▶ [Problem details]:
In the material below, the lines containing the word "React" are required; copy each of them.

______

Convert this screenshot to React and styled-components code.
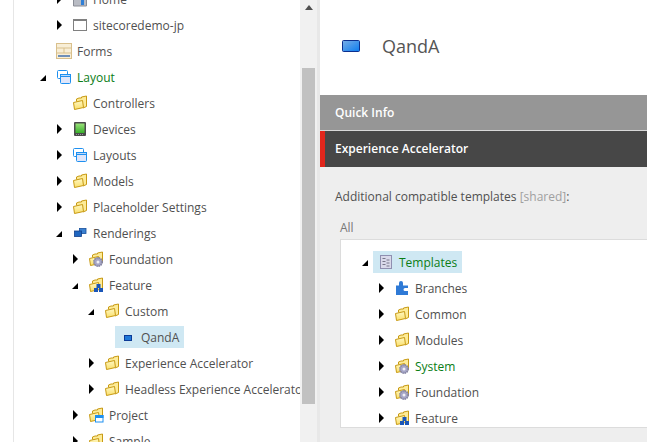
import React from 'react';
import styled, { createGlobalStyle } from 'styled-components';

const GlobalStyle = createGlobalStyle`
  html, body {
    margin: 0;
    padding: 0;
    background: #fff;
    font-family: "Open Sans", "Liberation Sans", sans-serif;
    font-size: 12px;
    color: #505050;
  }
`;

const Page = styled.div`
  display: grid;
  grid-template-columns: 320px 1fr;
  width: 647px;
  height: 442px;
  overflow: hidden;
`;

const Sidebar = styled.aside`
  display: flex;
  height: 442px;
  padding-left: 13px;
  box-sizing: border-box;
  background: #fff;
`;

const TreeViewport = styled.div`
  flex: 1;
  min-width: 0;
  border-left: 1px solid #e6e6e6;
  overflow: hidden;
`;

const SidebarTree = styled.div`
  margin-top: -14px;
  margin-left: -14px;
`;

const Scrollbar = styled.div`
  display: flex;
  flex-direction: column;
  align-items: center;
  width: 17px;
  background: #f1f1f1;
`;

const ScrollUp = styled.div`
  margin: 5px 0 0;
  width: 0;
  height: 0;
  border-left: 4px solid transparent;
  border-right: 4px solid transparent;
  border-bottom: 5px solid #505050;
`;

const ScrollThumb = styled.div`
  margin-top: 58px;
  width: 13px;
  height: 336px;
  background: #c1c1c1;
`;

const Splitter = styled.div`
  width: 3px;
  background: #e8e8e8;
`;

const Main = styled.main`
  display: flex;
  flex-direction: column;
  min-width: 0;
  height: 442px;
  background: #eee;
`;

const Header = styled.header`
  display: flex;
  align-items: center;
  gap: 22px;
  height: 95px;
  padding: 0 0 3px 22px;
  box-sizing: border-box;
  background: #fff;
`;

const Title = styled.h1`
  margin: 0;
  font-size: 18px;
  font-weight: 400;
  line-height: 24px;
  color: #555;
`;

const Section = styled.div`
  height: ${(p) => (p.$active ? 36 : 35)}px;
  line-height: 35px;
  margin-bottom: ${(p) => (p.$active ? 0 : 1)}px;
  padding-left: ${(p) => (p.$active ? 10 : 15)}px;
  background: ${(p) => (p.$active ? '#474747' : '#969696')};
  border-left: ${(p) => (p.$active ? '5px solid #e1261c' : '0')};
  color: #fff;
  font-weight: 600;
`;

const Divider = styled.div`
  height: 1px;
  margin-top: -1px;
  background: #d8d8d8;
`;

const SectionBody = styled.div`
  flex: 1;
  min-height: 0;
  padding: 21px 0 0 15px;
`;

const FieldLabel = styled.div`
  line-height: 18px;
  color: #505050;
`;

const Shared = styled.span`
  color: #a0a0a0;
`;

const ListLabel = styled.div`
  margin: 13px 0 0 5px;
  line-height: 18px;
  color: #777;
`;

const TreeBox = styled.div`
  height: 189px;
  margin: 2px 0 0 5px;
  padding-top: 9px;
  box-sizing: border-box;
  background: #fff;
  border: 1px solid #dcdcdc;
  border-right: 0;
  overflow: hidden;
`;

const Row = styled.div`
  display: flex;
  align-items: center;
  height: 26px;
  padding-left: ${(p) => p.$indent}px;
  white-space: nowrap;
`;

const Toggle = styled.span`
  display: flex;
  align-items: center;
  flex: none;
  width: 16px;
  height: 16px;
`;

const Closed = styled.i`
  width: 0;
  height: 0;
  margin-left: 1px;
  border-top: 5px solid transparent;
  border-bottom: 5px solid transparent;
  border-left: 5px solid #000;
`;

const Open = styled.i`
  width: 0;
  height: 0;
  margin-top: 1px;
  border-left: 6px solid transparent;
  border-bottom: 6px solid #000;
`;

const Item = styled.span`
  display: flex;
  align-items: center;
  gap: 5px;
  height: 22px;
  margin-left: -5px;
  padding: 0 5px;
  background: ${(p) => (p.$selected ? '#cfe8f3' : 'transparent')};
  color: ${(p) => (p.$green ? '#0b7d16' : '#505050')};
`;

const Glyph = styled.svg`
  flex: none;
  display: block;
  width: 16px;
  height: 16px;
`;

const Overlay = ({ type }) => {
  if (type === 'gear') {
    return (
      <g>
        <circle cx="10" cy="11" r="4.200" fill="#a5a5c6" stroke="#80809f" strokeWidth="1.500" strokeDasharray="1.500 0.700" />
        <circle cx="10" cy="11" r="1.500" fill="#eeeef5" />
      </g>
    );
  }
  if (type === 'blocks') {
    return (
      <g fill="#1a56b8">
        <rect x="8.500" y="7" width="4" height="4" />
        <rect x="6" y="11" width="4" height="4" />
        <rect x="11" y="11" width="4" height="4" />
      </g>
    );
  }
  if (type === 'window') {
    return (
      <g>
        <rect x="7.500" y="8.500" width="7.500" height="6.500" fill="#fff" stroke="#1e90f0" />
        <rect x="7.500" y="8.500" width="7.500" height="2" fill="#1e90f0" stroke="#1e90f0" />
      </g>
    );
  }
  return null;
};

const Folder = ({ overlay }) => (
  <Glyph viewBox="0 0 16 16">
    <path d="M4.500 6.500V4L7 3H9.500V2L14.500 1V11.500L11 13" fill="#fdeb97" stroke="#c89a14" />
    <path d="M1.500 7.500L10.500 5.500L11.500 12.500L2.500 14.500Z" fill="url(#folderFront)" stroke="#c89a14" />
    <Overlay type={overlay} />
  </Glyph>
);

const icons = {
  folder: () => <Folder />,
  folderGear: () => <Folder overlay="gear" />,
  folderBlocks: () => <Folder overlay="blocks" />,
  folderWindow: () => <Folder overlay="window" />,
  home: () => (
    <Glyph viewBox="0 0 16 16">
      <path d="M1.500 9L8 3l6.500 6v6h-13z" fill="#b9bcc4" stroke="#8a8d96" />
      <rect x="9" y="9" width="3" height="5" fill="#2f7fd6" />
    </Glyph>
  ),
  site: () => (
    <Glyph viewBox="0 0 16 16">
      <rect x="1.500" y="2.500" width="13" height="11" fill="#fff" stroke="#808080" />
      <rect x="1" y="2" width="14" height="2" fill="#808080" />
    </Glyph>
  ),
  forms: () => (
    <Glyph viewBox="0 0 16 16">
      <rect x="0.500" y="0.500" width="15" height="15" fill="#f8eed6" stroke="#d9c08c" />
      <path d="M1 5h14M1 10h14M8 5v5" stroke="#d9c08c" fill="none" />
      <rect x="2" y="12" width="12" height="2" fill="#6f8fb8" />
    </Glyph>
  ),
  layout: () => (
    <Glyph viewBox="0 0 16 16">
      <rect x="1.500" y="1.500" width="10" height="8" rx="1" fill="#fff" stroke="#1e90f0" />
      <rect x="4.500" y="5.500" width="10" height="9" rx="1" fill="#dfe6fa" stroke="#1e90f0" />
      <rect x="4.500" y="5.500" width="10" height="2" fill="#bcd9fb" stroke="#1e90f0" />
    </Glyph>
  ),
  device: () => (
    <Glyph viewBox="0 0 16 16">
      <rect x="2" y="1" width="12" height="14" rx="1" fill="#4a4a4a" />
      <rect x="3.500" y="2.500" width="9" height="9.500" fill="url(#deviceScreen)" />
      <path d="M4 13.500h8" stroke="#999" strokeDasharray="1 1" />
    </Glyph>
  ),
  renderings: () => (
    <Glyph viewBox="0 0 16 16">
      <rect x="7.500" y="3.500" width="6.500" height="5" fill="#3a80d0" stroke="#174f9c" strokeWidth="0.800" />
      <rect x="2.500" y="6" width="7" height="5.500" fill="#1f66c0" stroke="#123f8a" strokeWidth="0.800" />
    </Glyph>
  ),
  rendering: () => (
    <Glyph viewBox="0 0 16 16">
      <rect x="4.500" y="6.500" width="7" height="5" fill="#1e78d8" stroke="#0c3a96" />
    </Glyph>
  ),
  templates: () => (
    <Glyph viewBox="0 0 16 16">
      <rect x="2.500" y="1.500" width="11" height="13" fill="#d9d9ea" stroke="#8f8fb0" />
      <path d="M4.500 4.500h3M4.500 7.500h3M4.500 10.500h3M8.500 6h3M8.500 9h3M8.500 12h3" stroke="#77778a" />
    </Glyph>
  ),
  branches: () => (
    <Glyph viewBox="0 0 16 16">
      <path d="M2 5.500h3V3a2 2 0 0 1 4 0v2.500h5V8h-3a1.500 1.500 0 0 0 0 3h3v4H2z" fill="#2f7ad6" />
    </Glyph>
  ),
};

const HeaderIcon = styled.svg`
  display: block;
  flex: none;
  width: 18px;
  height: 12px;
`;

const SharedDefs = styled.svg`
  position: absolute;
  width: 0;
  height: 0;
`;

const sidebarItems = [
  { level: 2, label: 'Home', icon: 'home', state: 'closed' },
  { level: 2, label: 'sitecoredemo-jp', icon: 'site', state: 'closed' },
  { level: 1, label: 'Forms', icon: 'forms' },
  { level: 1, label: 'Layout', icon: 'layout', state: 'open', green: true },
  { level: 2, label: 'Controllers', icon: 'folder' },
  { level: 2, label: 'Devices', icon: 'device', state: 'closed' },
  { level: 2, label: 'Layouts', icon: 'layout', state: 'closed' },
  { level: 2, label: 'Models', icon: 'folder', state: 'closed' },
  { level: 2, label: 'Placeholder Settings', icon: 'folder', state: 'closed' },
  { level: 2, label: 'Renderings', icon: 'renderings', state: 'open' },
  { level: 3, label: 'Foundation', icon: 'folderGear', state: 'closed' },
  { level: 3, label: 'Feature', icon: 'folderBlocks', state: 'open' },
  { level: 4, label: 'Custom', icon: 'folder', state: 'open' },
  { level: 5, label: 'QandA', icon: 'rendering', selected: true },
  { level: 4, label: 'Experience Accelerator', icon: 'folder', state: 'closed' },
  { level: 4, label: 'Headless Experience Accelerator', icon: 'folder', state: 'closed' },
  { level: 3, label: 'Project', icon: 'folderWindow', state: 'closed' },
  { level: 3, label: 'Sample', icon: 'folder', state: 'closed' },
];

const templateItems = [
  { level: 1, label: 'Templates', icon: 'templates', state: 'open', green: true, selected: true },
  { level: 2, label: 'Branches', icon: 'branches', state: 'closed' },
  { level: 2, label: 'Common', icon: 'folder', state: 'closed' },
  { level: 2, label: 'Modules', icon: 'folder', state: 'closed' },
  { level: 2, label: 'System', icon: 'folderGear', state: 'closed', green: true },
  { level: 2, label: 'Foundation', icon: 'folderGear', state: 'closed' },
  { level: 2, label: 'Feature', icon: 'folderBlocks', state: 'closed' },
];

const TreeRow = ({ item, origin }) => {
  const Icon = icons[item.icon];
  return (
    <Row $indent={origin + (item.level - 1) * 16}>
      <Toggle>
        {item.state === 'closed' && <Closed />}
        {item.state === 'open' && <Open />}
      </Toggle>
      <Item $selected={item.selected} $green={item.green}>
        <Icon />
        {item.label}
      </Item>
    </Row>
  );
};

export default function App() {
  return (
    <>
      <GlobalStyle />
      <SharedDefs aria-hidden="true">
        <defs>
          <linearGradient id="folderFront" x1="0" y1="0" x2="0" y2="1">
            <stop offset="0" stopColor="#fff8c4" />
            <stop offset="1" stopColor="#fadf6a" />
          </linearGradient>
          <linearGradient id="deviceScreen" x1="0" y1="0" x2="0" y2="1">
            <stop offset="0" stopColor="#9be27a" />
            <stop offset="1" stopColor="#38b02a" />
          </linearGradient>
          <linearGradient id="qanda" x1="0" y1="0" x2="1" y2="1">
            <stop offset="0" stopColor="#7aaee6" />
            <stop offset="1" stopColor="#0a7cf0" />
          </linearGradient>
        </defs>
      </SharedDefs>
      <Page>
        <Sidebar>
          <TreeViewport>
            <SidebarTree>
              {sidebarItems.map((item) => (
                <TreeRow key={item.label} item={item} origin={40} />
              ))}
            </SidebarTree>
          </TreeViewport>
          <Scrollbar>
            <ScrollUp />
            <ScrollThumb />
          </Scrollbar>
          <Splitter />
        </Sidebar>
        <Main>
          <Header>
            <HeaderIcon viewBox="0 0 18 12">
              <rect x="0.500" y="0.500" width="17" height="11" rx="1" fill="url(#qanda)" stroke="#0c2f8e" />
            </HeaderIcon>
            <Title>QandA</Title>
          </Header>
          <Section>Quick Info</Section>
          <Divider />
          <Section $active>Experience Accelerator</Section>
          <SectionBody>
            <FieldLabel>
              Additional compatible templates <Shared>[shared]</Shared>:
            </FieldLabel>
            <ListLabel>All</ListLabel>
            <TreeBox>
              {templateItems.map((item) => (
                <TreeRow key={item.label} item={item} origin={21} />
              ))}
            </TreeBox>
          </SectionBody>
        </Main>
      </Page>
    </>
  );
}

______

▶ [Result of the task]:
Convert this screenshot to React and styled-components code.
import React from 'react';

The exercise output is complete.